Women who commit sexual offenses often have mental problems or drug addictions, a new study has found.
The research is the largest study ever conducted of women convicted of sexual offences in Sweden.
Between 1988 and 2000, 93 women and 8,500 men were convicted of sexual offences in Sweden. Given that previous research has focused on male perpetrators, knowledge of the factors specific to female sex offenders has been scant.
A group of researchers at the Swedish medical university Karolinska Institutet have now looked into incidences of mental illness and drug abuse in these 93 convicted women, and compared them with over 20,000 randomly selected women in the normal population and with the 13,000-plus women who were convicted of non-sexual crimes over the same period.
Thirty-seven per cent of the women convicted of sex offences had undergone treatment at a psychiatric clinic during the period, and eight per cent had been diagnosed as having a psychosis.
There was no difference in incidences of mental illness and drug abuse between these women and women who had committed other kinds of violent crime.
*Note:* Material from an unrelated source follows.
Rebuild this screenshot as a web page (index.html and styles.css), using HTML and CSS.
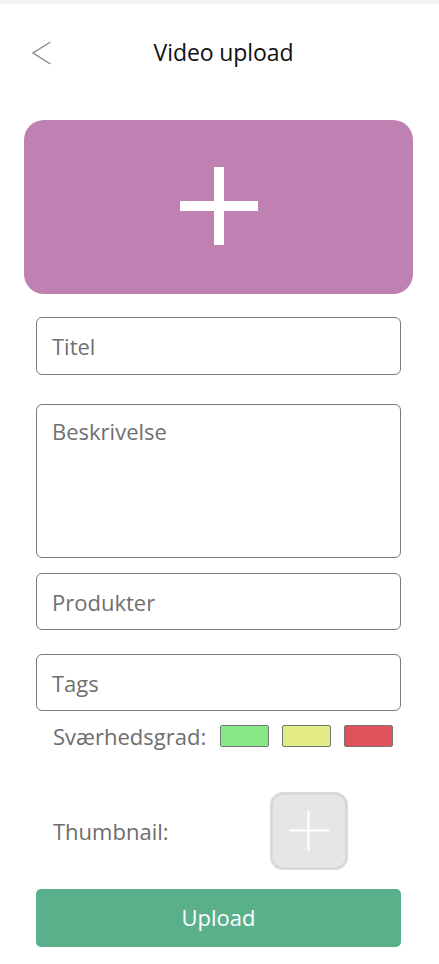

"This is interesting as men who commit sexual offences usually have fewer psychiatric problems than men who commit other violent crimes," said Niklas Langstrom, Associate Professor at Karolinska Institutet's Centre for Violence Prevention and one of the authors of the study.
"So it seems as if female sex offenders, more so than male, suffer from mental illness or have drug problems."
However, the figures differ widely from the control group. Incidences of psychosis were 16 times higher amongst the sex offenders than the control group, drug abuse 23 times higher.
According to the research team, the results indicate that women suspected or convicted of sexual offences should undergo routine psychiatric examination, something which, at present, is not done.
By sexual offence in this study is meant rape, non-consensual sex, sexual abuse and sexual molestation. The group has earlier published a similar study on male sexual offenders.
The study appears in Archives of Sexual Behavior.